There was no point in struggling.
He found some solace in that he still found killing children distasteful. It had never been difficult; just a snap and they were gone. He slept better than he ever had before. Deep, dreamless oceans that he had to struggle out of, panting with exertion when he finally woke and didn’t wonder why he wanted to be awake. None of the alchemists had the same reaction; he had to look farther, across that chasm at the regular troops, to find similar symptoms. He gave all his mirrors to Kimbley and had him turn them to crisp bits of razor-sharp crystals; he couldn’t stand the right of his own expression, blank and unblinking and always looking through whatever his face was pointed towards. Kimbley offered to take care of that too, and he almost accepted. Then he remembered that he needed his eyes for the military, and regretfully sent the man off to take the eyes of some Ishbal woman he never knew and never met.

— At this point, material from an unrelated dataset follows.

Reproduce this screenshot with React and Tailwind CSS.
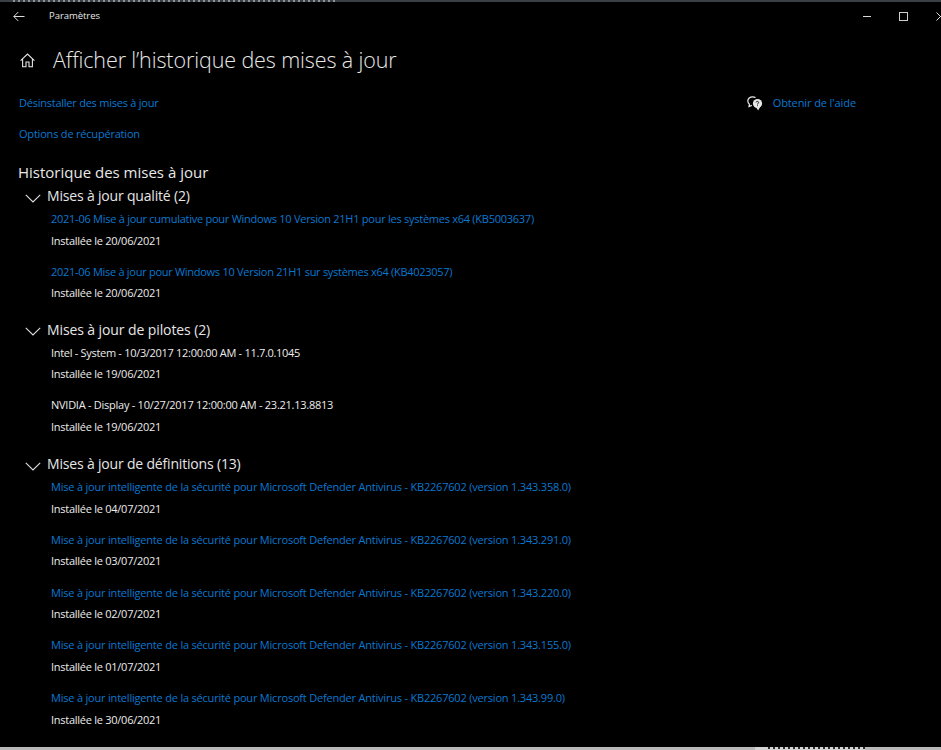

He never thought of killing himself.
There was too much else taking up his attention, missions and people and oxygennitrogenhydrogrenburning. He learned to filter out the chatter of troops, because if he listened to it he couldn’t pick out just one thing and it was overwhelming, made him want to scream until it stopped. He learned to listen only to orders, learned to see only the hand signals of battle, learned to feel only the coarse flint of his gloves. He had new ones given to him every week, flawless in every detail, because he wore them out so quickly. He kept every discarded pair under his cot, watching with distant amusement as the sand slowly drifted under the tent flap and covered them up, one by one.
He didn’t know how to go home.
He wanted to stay where the orders were familiar and the sun was warm and the blood was red. They didn’t let him. He went back to the grey and wet and dark, and wondered why he was suddenly insane.